Charles Ramsay

Personal information
- Home town: Springfield, Massachusetts, U.S.

Sport
- Sport: Ice hockey
- Position: Defenseman, Forward

Medal record
Men's Ice hockey
Representing the United States
Ice Hockey World Championships
| Silver medal – second place | 1931 Krynica |  |

= Charles Ramsay (ice hockey) =

American ice hockey player

Charles Ramsay, sometimes spelled Charles Ramsey, was an American amateur and professional ice hockey player and coach.

Ramsay was a star in Europe, particularly France, in the 1930s when a new arena-based ice rink, coupled with aggressive marketing by future Boxing Hall of Fame promoter Jeff Dickson, made the sport a popular novelty in Paris.

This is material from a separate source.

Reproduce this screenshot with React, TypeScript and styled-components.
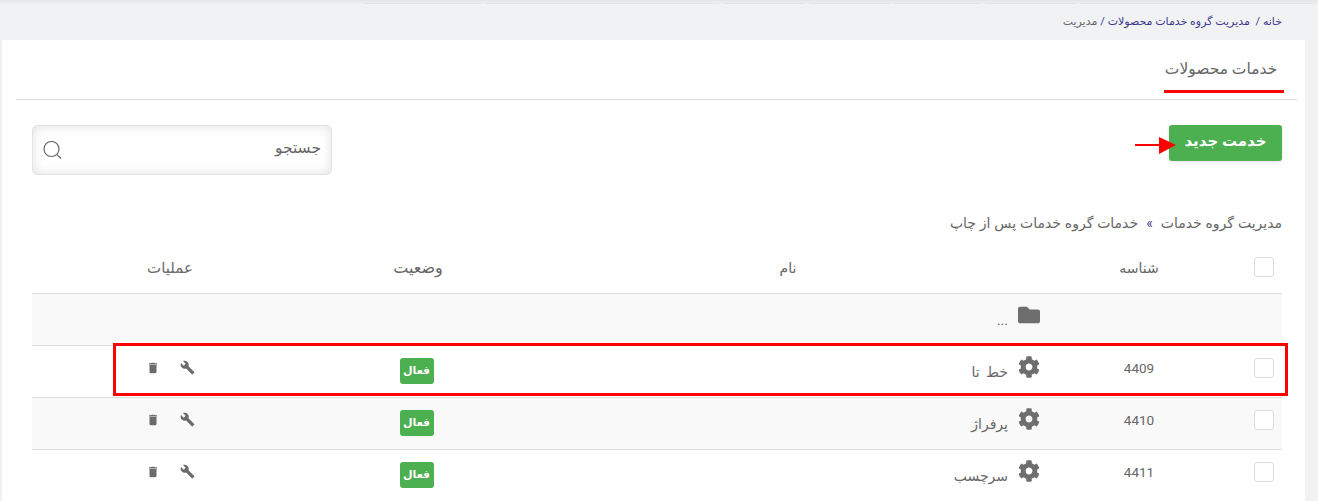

Ramsay was also a teacher of the game and, in addition to coaching many Parisian youth players of the era, authored a 1933 instructional book simply called Le hockey sur glace (Ice Hockey). It has been credited as the first book devoted entirely to the sport to be published in France.

==International play==
Ramsay captained the United States national team at the 1931 LIHG World Championships, which marked the country's debut at a standalone World Championship. He led the team in scoring with 5 goals in 6 games.

==Legacy==
For his contributions to French hockey, the Charles Ramsay Trophy, awarded to the top point scorer in the French league, was named after him.

Ramsay was inducted into the French Ice Hockey Hall of Fame in 2009, as part of its second-ever class.